## Written instruction
Go through the material below, count the lines with the word "this", and reply with the count alone.

## Listed records
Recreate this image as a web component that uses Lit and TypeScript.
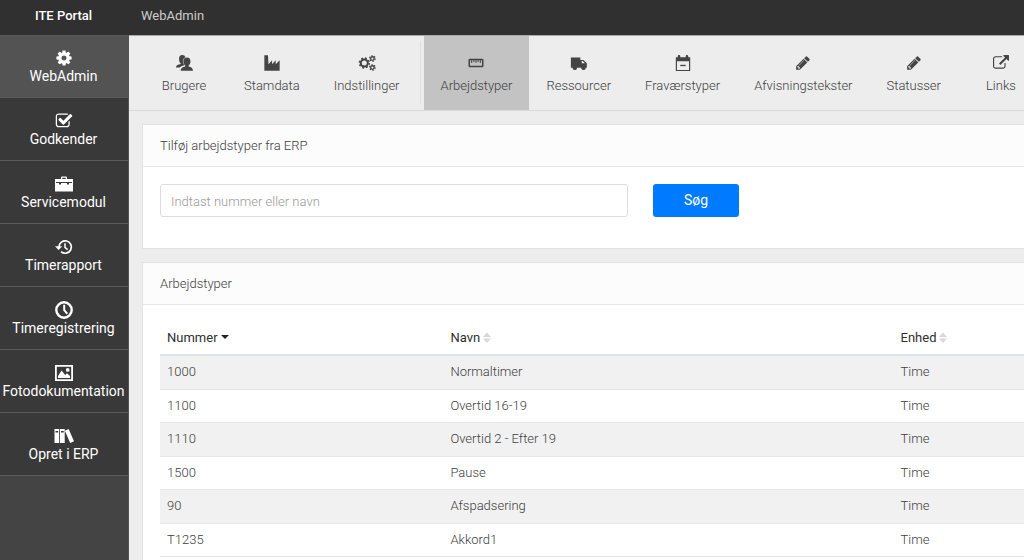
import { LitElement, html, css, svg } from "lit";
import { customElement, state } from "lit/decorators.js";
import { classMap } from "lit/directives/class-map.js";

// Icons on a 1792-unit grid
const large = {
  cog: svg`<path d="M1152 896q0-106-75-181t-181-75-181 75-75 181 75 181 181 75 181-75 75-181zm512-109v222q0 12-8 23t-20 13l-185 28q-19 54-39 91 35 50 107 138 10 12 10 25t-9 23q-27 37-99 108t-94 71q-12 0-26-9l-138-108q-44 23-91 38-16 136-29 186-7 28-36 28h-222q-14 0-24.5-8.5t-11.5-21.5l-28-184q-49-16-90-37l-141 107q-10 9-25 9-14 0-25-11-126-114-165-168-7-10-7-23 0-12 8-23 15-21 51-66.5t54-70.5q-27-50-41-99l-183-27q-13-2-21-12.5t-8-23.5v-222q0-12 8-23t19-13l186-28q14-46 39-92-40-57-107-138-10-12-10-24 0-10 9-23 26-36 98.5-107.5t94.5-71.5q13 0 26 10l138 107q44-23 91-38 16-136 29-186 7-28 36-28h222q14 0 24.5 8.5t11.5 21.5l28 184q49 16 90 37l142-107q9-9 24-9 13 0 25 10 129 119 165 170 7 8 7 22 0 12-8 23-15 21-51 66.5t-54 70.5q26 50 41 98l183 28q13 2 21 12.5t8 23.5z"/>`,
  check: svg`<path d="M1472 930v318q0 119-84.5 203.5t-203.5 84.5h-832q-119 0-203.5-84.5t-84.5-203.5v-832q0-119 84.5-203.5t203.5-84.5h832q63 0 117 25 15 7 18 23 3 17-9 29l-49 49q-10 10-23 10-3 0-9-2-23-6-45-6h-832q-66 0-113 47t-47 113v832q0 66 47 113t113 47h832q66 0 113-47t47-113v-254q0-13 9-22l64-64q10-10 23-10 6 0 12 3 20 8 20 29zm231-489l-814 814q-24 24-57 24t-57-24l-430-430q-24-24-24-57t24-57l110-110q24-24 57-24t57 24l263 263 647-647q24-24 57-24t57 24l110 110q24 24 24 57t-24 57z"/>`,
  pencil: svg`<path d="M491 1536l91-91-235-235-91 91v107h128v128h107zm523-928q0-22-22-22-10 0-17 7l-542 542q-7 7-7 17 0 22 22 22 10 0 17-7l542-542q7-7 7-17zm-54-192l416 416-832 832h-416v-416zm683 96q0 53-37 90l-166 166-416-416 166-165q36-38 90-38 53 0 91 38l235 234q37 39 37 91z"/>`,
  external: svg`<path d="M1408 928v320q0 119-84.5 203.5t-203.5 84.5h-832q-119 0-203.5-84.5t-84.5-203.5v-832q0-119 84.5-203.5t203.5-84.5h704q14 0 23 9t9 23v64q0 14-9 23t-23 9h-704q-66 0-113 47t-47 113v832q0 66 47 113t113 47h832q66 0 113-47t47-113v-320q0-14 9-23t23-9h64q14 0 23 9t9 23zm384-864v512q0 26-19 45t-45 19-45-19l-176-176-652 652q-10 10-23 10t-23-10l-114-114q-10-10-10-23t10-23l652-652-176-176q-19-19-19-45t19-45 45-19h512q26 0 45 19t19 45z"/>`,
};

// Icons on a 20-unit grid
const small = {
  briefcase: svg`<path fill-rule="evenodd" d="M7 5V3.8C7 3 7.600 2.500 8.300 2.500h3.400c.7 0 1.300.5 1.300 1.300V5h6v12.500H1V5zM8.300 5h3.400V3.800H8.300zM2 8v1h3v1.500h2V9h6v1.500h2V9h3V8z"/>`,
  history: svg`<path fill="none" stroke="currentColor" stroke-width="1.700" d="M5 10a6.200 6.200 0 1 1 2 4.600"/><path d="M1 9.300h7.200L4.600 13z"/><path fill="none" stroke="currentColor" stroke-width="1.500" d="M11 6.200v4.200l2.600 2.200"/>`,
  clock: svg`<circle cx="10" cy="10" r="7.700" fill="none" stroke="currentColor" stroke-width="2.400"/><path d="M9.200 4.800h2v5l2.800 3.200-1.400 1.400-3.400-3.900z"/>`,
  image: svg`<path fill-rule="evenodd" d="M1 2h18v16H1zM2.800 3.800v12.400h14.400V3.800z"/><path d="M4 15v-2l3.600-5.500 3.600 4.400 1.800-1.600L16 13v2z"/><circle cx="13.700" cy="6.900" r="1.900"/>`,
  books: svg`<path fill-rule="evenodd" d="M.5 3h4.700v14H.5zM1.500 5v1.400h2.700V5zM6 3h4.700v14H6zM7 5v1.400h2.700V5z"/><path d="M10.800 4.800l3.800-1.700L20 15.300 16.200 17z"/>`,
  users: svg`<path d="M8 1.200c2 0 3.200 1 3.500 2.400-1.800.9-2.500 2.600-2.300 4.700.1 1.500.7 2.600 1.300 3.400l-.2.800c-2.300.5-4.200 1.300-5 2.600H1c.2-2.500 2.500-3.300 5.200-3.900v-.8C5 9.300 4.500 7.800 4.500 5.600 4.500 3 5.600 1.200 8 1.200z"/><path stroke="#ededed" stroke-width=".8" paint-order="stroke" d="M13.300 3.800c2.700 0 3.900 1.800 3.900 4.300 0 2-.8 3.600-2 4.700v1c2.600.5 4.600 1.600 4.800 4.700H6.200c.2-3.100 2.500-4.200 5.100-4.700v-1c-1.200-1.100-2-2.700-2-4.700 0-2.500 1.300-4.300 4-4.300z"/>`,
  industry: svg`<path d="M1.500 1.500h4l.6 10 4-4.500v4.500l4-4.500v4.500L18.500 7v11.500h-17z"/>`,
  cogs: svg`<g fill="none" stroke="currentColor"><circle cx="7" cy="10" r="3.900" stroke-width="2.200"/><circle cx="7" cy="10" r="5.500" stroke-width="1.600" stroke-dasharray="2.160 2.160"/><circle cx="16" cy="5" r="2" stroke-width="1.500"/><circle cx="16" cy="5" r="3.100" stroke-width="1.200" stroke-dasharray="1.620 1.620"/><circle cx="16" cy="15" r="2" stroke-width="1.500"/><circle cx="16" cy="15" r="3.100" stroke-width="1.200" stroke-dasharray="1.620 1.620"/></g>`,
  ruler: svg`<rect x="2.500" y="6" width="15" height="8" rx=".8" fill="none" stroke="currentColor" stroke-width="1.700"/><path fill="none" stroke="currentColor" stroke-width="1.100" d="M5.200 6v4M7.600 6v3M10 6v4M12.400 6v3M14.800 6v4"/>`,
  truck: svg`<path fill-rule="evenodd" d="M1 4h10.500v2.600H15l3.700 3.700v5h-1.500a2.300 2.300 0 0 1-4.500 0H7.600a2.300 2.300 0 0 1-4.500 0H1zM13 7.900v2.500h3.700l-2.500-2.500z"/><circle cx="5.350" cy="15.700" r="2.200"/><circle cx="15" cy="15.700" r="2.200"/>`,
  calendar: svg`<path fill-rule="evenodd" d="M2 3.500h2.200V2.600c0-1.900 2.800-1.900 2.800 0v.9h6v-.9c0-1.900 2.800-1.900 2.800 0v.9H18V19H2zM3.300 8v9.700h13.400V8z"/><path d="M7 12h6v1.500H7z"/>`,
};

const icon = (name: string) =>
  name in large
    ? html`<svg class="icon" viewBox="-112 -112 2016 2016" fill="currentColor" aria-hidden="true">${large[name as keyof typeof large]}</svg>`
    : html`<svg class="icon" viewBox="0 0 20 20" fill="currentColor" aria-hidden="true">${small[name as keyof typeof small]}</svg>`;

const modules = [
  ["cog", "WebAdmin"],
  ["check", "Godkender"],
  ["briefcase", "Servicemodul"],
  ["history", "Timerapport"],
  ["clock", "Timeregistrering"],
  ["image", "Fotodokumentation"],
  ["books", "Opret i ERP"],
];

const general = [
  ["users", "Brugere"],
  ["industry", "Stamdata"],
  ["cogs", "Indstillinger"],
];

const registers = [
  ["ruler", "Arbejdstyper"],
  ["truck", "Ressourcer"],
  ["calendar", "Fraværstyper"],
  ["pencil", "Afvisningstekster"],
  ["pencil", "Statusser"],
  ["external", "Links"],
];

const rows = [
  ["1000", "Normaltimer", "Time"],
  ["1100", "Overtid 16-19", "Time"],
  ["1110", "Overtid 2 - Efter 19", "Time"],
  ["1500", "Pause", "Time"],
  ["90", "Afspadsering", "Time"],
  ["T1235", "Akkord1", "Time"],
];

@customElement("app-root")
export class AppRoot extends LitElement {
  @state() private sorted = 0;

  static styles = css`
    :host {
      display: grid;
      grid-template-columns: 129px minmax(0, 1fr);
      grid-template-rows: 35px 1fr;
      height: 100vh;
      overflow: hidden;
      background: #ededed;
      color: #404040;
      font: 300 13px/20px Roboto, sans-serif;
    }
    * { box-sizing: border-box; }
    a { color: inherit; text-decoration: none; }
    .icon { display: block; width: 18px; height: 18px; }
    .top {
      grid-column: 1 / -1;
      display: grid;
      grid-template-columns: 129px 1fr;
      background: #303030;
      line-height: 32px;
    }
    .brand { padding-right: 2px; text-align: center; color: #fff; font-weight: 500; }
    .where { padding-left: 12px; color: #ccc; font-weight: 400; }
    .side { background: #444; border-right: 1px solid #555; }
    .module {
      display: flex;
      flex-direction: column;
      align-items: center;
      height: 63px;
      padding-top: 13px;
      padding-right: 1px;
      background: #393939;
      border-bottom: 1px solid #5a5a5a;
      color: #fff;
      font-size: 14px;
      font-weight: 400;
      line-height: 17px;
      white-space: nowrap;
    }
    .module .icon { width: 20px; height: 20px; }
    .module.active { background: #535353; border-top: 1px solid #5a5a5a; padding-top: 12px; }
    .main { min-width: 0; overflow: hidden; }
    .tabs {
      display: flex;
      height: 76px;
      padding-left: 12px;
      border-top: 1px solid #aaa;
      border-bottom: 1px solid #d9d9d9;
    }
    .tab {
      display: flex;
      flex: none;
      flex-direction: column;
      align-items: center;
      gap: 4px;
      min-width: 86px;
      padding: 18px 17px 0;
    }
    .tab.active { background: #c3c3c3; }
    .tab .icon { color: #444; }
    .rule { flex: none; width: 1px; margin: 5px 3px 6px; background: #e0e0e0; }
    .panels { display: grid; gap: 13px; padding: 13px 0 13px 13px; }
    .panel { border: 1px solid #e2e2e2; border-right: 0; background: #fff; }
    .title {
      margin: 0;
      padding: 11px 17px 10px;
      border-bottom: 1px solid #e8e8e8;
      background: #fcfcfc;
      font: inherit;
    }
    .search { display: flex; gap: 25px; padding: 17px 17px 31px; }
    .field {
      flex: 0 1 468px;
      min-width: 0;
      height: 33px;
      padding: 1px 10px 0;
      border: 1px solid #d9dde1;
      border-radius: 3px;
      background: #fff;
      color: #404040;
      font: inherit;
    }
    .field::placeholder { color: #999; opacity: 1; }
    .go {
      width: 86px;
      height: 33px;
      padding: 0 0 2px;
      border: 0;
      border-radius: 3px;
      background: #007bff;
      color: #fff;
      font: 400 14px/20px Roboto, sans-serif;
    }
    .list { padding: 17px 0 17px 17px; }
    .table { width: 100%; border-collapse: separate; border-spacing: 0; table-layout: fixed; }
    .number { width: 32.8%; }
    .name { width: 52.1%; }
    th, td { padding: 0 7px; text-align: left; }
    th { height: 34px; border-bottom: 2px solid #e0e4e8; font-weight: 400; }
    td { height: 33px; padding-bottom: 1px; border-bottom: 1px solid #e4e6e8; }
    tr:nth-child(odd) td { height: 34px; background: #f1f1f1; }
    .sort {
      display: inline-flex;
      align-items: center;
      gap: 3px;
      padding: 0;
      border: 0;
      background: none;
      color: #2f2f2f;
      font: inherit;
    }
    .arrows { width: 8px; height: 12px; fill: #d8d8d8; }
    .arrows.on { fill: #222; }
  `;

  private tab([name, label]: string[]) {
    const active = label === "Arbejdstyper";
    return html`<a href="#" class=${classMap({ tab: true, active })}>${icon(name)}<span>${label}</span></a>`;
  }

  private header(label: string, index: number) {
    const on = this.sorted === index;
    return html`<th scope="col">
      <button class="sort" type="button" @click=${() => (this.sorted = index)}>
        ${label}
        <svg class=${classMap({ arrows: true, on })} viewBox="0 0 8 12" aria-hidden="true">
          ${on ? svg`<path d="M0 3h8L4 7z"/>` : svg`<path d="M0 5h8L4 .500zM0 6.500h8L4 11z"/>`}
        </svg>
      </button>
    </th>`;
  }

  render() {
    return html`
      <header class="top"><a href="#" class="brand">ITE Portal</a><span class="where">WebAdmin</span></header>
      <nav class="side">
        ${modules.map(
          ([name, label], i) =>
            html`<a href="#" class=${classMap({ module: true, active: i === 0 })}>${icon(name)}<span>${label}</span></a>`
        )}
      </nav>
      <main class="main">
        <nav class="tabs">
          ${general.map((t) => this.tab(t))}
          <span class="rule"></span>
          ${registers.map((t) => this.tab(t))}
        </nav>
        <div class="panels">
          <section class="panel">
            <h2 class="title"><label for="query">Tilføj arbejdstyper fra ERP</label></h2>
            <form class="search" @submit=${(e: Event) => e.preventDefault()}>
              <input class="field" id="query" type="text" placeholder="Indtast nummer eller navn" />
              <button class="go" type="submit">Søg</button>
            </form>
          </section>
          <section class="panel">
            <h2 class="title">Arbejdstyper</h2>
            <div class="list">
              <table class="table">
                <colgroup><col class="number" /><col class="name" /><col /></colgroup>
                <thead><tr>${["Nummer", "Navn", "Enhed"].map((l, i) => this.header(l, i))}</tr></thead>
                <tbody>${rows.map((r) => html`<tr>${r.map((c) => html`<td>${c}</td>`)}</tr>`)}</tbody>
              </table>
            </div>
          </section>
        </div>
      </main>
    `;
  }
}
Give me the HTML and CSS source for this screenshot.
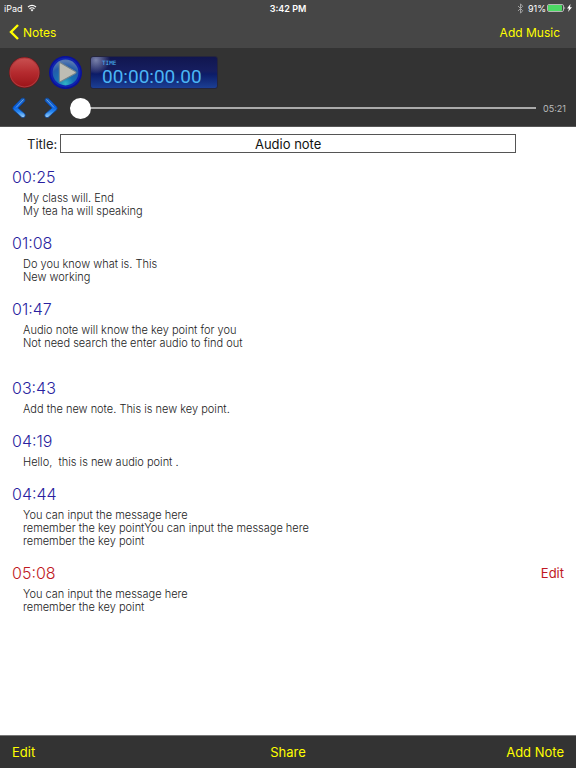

## Expected output
7